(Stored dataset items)
┄┄┄┄┄┄
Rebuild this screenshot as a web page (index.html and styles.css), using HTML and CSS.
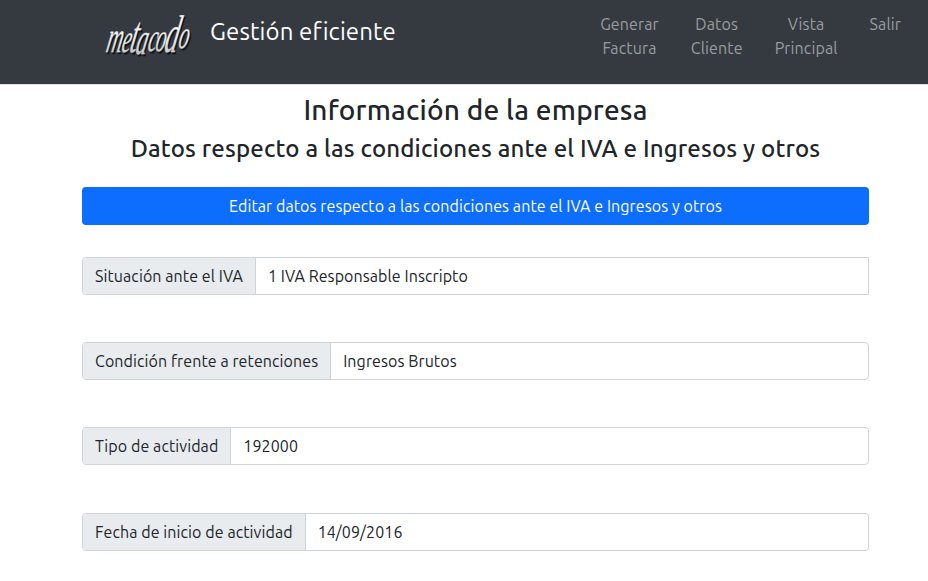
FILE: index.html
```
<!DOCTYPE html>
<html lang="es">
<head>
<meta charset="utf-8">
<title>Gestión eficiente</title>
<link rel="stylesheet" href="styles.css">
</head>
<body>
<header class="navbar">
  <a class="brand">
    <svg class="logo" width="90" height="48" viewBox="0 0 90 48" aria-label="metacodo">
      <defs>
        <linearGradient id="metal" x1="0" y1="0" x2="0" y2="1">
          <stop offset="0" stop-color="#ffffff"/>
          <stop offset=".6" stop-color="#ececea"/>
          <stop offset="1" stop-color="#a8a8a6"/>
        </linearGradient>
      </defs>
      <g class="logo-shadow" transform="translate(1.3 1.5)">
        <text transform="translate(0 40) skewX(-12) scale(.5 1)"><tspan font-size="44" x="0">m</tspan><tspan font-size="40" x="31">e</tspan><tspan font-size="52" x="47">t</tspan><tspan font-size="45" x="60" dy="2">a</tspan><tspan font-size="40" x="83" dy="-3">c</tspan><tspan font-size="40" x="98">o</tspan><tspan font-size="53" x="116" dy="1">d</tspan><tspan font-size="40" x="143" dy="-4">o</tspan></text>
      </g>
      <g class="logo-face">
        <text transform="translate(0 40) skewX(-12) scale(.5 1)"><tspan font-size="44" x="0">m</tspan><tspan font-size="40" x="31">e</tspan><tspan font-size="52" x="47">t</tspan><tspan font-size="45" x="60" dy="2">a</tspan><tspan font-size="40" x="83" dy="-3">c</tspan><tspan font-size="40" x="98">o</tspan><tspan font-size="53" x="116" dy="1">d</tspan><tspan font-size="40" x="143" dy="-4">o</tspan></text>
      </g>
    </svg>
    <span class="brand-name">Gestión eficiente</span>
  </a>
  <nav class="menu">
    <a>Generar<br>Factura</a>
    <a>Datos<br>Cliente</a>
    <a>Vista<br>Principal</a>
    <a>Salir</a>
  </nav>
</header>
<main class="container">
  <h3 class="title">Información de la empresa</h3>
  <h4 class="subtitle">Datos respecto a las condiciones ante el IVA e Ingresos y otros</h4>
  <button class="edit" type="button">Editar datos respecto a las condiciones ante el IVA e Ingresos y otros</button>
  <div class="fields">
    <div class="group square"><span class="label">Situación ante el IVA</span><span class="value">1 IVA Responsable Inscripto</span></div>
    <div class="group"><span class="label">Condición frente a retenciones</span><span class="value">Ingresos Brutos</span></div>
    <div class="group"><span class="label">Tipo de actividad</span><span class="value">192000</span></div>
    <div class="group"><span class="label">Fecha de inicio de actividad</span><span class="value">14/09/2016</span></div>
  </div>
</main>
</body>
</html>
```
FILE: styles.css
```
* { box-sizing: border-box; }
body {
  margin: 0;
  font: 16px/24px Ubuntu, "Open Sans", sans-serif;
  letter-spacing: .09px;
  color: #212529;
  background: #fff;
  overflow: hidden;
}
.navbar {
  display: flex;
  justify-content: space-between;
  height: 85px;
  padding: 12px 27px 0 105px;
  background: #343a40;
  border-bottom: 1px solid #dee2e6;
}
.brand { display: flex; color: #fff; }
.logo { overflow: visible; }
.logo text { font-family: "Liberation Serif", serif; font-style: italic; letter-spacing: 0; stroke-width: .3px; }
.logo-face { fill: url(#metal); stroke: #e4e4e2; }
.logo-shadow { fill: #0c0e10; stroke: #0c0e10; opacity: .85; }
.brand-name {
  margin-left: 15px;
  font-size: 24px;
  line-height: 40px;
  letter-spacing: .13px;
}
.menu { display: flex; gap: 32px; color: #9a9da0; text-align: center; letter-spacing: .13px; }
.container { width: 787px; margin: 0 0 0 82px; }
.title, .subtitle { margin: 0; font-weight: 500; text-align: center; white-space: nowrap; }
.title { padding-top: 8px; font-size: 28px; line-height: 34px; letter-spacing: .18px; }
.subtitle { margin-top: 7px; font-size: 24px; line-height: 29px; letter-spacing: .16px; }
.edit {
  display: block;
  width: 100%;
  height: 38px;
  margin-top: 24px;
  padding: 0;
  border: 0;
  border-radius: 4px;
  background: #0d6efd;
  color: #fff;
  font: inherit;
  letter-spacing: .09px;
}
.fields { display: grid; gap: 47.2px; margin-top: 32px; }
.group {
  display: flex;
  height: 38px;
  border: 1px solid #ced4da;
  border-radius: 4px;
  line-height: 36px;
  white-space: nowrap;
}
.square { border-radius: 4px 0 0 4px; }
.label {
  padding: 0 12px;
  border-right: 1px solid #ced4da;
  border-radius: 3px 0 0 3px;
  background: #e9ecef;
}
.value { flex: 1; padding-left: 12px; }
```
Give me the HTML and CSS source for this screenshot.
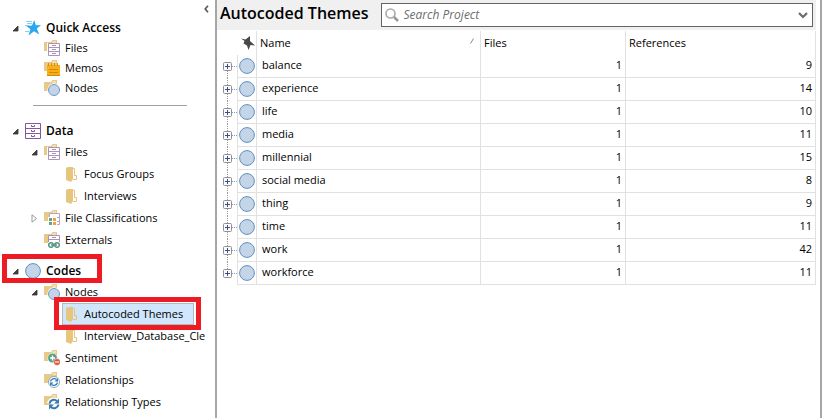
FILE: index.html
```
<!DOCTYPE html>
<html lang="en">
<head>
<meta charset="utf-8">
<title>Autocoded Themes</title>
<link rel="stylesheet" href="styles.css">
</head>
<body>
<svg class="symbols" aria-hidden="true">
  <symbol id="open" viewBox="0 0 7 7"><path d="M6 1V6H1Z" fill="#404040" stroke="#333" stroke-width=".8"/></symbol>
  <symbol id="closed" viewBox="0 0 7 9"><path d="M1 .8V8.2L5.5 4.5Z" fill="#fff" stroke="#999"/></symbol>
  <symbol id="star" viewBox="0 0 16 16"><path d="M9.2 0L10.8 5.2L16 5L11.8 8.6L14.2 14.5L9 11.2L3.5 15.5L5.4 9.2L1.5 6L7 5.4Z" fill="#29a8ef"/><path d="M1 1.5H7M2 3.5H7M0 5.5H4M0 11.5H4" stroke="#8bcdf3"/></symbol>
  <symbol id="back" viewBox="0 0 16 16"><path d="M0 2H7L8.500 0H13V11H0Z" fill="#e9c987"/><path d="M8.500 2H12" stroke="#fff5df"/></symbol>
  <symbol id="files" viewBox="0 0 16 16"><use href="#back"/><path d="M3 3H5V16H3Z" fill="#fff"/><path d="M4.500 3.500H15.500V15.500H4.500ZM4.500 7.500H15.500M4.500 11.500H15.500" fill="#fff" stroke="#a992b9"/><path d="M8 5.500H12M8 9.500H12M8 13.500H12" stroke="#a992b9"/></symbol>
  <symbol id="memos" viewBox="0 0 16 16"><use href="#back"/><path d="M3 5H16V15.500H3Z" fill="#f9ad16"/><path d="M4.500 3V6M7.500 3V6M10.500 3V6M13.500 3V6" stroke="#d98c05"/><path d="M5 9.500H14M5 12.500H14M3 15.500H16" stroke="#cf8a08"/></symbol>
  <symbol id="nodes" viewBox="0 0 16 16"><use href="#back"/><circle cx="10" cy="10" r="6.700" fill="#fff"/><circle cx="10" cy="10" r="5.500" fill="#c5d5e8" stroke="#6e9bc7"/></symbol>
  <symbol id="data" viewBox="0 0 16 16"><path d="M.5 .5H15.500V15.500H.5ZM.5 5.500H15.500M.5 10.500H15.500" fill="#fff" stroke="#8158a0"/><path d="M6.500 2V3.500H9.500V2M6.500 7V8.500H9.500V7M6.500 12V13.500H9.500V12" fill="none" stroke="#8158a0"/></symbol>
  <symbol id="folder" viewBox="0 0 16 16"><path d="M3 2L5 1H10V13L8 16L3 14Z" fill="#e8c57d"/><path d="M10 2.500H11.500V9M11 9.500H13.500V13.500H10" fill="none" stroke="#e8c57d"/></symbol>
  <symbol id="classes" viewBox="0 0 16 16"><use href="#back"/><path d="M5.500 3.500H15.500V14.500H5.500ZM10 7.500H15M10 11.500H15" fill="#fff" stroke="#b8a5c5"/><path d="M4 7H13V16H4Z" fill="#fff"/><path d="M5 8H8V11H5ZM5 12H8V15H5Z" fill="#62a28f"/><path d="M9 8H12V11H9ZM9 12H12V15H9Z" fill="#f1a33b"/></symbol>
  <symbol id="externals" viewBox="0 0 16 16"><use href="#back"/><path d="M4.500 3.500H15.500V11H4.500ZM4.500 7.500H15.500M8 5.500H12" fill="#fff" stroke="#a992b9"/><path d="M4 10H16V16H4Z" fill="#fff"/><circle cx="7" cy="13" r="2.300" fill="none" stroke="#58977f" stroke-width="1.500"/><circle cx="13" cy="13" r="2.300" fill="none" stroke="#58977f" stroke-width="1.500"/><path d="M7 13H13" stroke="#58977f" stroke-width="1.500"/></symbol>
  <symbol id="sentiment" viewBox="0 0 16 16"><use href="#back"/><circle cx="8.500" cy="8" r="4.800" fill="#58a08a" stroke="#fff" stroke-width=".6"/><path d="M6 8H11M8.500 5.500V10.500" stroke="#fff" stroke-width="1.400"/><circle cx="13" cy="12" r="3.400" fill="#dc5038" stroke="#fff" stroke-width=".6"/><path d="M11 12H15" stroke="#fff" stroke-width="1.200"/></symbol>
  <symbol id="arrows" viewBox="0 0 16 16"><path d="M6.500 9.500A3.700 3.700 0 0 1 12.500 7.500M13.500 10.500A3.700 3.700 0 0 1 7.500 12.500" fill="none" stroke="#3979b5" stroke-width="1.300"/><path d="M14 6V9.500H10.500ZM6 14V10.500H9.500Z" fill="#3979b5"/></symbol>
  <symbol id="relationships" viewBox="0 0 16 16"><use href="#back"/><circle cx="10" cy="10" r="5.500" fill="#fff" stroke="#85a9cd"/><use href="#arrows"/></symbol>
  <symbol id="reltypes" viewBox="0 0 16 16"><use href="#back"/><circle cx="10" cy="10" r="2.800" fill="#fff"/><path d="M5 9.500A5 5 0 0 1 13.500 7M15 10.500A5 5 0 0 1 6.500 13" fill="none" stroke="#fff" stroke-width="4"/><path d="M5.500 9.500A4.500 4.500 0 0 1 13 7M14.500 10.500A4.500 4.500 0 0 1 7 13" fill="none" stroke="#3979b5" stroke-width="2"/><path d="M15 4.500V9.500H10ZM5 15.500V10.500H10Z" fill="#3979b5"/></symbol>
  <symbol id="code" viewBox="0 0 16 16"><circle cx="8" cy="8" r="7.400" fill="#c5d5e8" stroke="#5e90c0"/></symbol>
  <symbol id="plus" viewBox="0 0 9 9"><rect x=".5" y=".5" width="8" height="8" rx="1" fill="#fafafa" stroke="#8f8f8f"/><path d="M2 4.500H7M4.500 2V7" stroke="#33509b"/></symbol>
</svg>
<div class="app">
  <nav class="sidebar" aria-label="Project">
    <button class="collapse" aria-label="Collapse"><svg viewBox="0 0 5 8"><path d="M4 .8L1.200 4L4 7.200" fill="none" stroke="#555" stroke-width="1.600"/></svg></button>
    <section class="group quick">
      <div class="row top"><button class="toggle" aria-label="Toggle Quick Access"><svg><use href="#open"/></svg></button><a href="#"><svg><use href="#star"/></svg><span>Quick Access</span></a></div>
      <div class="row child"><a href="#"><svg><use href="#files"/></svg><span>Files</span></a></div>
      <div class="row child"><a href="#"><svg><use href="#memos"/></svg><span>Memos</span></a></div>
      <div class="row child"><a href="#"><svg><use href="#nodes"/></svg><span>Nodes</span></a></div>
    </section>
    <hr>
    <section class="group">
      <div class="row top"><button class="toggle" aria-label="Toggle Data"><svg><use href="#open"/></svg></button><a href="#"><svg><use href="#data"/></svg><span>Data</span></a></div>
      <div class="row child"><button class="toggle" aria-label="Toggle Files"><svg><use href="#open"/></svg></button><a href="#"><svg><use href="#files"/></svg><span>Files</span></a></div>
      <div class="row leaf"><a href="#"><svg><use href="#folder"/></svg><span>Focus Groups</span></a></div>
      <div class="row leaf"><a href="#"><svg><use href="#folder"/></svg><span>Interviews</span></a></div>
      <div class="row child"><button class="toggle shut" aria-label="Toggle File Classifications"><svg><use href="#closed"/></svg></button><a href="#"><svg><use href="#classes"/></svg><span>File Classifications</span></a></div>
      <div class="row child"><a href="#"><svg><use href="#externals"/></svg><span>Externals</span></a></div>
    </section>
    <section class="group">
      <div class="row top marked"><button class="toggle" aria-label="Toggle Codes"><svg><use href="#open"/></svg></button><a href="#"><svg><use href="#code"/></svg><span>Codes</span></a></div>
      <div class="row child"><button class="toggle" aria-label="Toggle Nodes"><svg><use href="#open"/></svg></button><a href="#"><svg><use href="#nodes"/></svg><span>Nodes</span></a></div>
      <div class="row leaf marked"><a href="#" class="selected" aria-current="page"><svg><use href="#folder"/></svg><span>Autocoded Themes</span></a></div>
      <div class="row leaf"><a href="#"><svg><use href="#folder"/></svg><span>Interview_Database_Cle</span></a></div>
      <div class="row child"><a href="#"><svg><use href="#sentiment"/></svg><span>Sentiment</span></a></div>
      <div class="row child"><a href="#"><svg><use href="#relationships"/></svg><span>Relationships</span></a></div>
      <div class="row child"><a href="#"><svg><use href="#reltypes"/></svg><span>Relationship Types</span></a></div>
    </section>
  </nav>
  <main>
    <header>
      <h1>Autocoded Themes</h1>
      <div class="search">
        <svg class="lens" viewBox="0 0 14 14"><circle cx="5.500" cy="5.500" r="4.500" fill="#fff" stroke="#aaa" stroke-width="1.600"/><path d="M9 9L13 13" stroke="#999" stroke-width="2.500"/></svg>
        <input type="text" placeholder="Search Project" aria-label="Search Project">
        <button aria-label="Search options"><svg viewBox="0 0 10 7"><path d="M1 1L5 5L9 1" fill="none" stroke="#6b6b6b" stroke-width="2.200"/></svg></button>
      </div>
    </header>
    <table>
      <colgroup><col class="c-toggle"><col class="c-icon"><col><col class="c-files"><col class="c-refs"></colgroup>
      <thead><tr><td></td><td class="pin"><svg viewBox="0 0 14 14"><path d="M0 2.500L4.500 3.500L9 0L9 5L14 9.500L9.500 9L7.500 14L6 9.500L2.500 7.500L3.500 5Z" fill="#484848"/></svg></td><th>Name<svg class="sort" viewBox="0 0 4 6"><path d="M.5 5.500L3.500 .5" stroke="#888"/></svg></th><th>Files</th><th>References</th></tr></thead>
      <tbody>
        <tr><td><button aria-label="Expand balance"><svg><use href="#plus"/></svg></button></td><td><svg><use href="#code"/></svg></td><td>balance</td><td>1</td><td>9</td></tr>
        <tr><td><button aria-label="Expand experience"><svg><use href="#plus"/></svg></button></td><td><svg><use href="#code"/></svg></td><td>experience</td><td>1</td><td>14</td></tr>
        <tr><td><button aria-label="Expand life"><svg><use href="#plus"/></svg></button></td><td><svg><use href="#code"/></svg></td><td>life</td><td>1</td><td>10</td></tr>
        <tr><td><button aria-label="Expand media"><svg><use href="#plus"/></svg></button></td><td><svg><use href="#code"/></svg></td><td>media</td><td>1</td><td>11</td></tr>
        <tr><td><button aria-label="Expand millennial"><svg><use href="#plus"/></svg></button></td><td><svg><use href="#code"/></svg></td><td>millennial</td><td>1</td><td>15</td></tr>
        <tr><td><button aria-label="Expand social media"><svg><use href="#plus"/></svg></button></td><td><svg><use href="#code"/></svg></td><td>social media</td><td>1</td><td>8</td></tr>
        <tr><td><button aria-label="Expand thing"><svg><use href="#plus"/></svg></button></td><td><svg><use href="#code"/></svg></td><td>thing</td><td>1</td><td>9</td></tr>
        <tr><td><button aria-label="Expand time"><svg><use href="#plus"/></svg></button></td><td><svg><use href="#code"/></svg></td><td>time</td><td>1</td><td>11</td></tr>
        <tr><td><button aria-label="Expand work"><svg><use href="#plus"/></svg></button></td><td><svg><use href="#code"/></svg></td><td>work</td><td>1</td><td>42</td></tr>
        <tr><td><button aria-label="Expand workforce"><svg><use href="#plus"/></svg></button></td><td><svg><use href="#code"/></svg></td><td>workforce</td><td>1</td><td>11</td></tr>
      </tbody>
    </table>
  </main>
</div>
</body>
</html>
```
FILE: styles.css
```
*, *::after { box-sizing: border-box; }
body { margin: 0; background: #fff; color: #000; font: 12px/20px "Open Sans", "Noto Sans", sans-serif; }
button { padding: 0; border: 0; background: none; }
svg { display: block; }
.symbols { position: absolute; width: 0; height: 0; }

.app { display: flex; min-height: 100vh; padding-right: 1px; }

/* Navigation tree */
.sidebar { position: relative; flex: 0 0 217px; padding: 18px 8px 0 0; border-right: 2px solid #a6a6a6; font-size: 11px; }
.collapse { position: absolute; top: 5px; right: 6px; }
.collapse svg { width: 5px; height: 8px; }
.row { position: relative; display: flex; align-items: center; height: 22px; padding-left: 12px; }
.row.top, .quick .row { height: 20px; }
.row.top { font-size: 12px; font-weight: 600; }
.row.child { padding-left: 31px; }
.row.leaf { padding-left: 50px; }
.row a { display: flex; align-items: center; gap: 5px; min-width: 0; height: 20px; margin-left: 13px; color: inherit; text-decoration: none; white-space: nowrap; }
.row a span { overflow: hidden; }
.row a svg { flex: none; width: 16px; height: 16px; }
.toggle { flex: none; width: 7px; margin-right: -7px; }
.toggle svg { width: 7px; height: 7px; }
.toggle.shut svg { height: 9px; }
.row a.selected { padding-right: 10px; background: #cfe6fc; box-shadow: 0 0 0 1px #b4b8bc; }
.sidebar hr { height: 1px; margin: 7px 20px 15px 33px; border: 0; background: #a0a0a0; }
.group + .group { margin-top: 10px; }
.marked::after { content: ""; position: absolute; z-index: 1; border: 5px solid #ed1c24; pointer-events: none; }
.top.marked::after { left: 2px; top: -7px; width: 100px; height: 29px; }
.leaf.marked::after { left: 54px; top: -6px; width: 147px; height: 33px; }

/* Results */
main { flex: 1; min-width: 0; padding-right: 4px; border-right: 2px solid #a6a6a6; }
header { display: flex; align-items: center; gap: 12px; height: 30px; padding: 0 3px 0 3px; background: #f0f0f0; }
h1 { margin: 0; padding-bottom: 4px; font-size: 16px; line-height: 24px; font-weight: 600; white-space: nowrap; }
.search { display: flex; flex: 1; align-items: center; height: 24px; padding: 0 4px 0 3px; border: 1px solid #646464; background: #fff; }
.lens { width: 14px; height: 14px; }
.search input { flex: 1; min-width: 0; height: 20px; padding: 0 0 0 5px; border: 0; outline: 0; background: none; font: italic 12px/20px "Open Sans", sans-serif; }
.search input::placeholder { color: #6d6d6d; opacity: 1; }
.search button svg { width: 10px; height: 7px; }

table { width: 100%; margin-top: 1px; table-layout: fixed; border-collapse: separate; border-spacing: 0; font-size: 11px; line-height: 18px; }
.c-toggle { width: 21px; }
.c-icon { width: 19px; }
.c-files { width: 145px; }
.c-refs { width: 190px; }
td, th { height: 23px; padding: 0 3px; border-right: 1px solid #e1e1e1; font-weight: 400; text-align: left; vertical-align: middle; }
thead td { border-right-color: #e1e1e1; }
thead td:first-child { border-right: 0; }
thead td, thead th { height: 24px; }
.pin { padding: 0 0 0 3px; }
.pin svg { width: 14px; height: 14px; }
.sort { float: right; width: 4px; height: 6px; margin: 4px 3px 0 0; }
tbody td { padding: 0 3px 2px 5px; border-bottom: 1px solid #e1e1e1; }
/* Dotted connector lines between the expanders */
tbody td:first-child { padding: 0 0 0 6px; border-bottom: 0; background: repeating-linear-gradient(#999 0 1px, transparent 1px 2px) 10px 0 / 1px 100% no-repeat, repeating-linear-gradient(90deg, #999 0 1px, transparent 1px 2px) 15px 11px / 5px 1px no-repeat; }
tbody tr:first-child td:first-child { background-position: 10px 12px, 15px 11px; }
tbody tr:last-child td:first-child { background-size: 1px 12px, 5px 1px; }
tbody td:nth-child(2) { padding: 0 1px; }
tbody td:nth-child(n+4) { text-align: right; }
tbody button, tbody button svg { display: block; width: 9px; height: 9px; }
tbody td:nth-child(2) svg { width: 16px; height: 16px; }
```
┄┄┄┄┄┄
REQUIREMENTS
Filter the entries and copy out every line with the word "page".

ANSWER TO THE PROBLEM
Rebuild this screenshot as a web page (index.html and styles.css), using HTML and CSS.
      <div class="row leaf marked"><a href="#" class="selected" aria-current="page"><svg><use href="#folder"/></svg><span>Autocoded Themes</span></a></div>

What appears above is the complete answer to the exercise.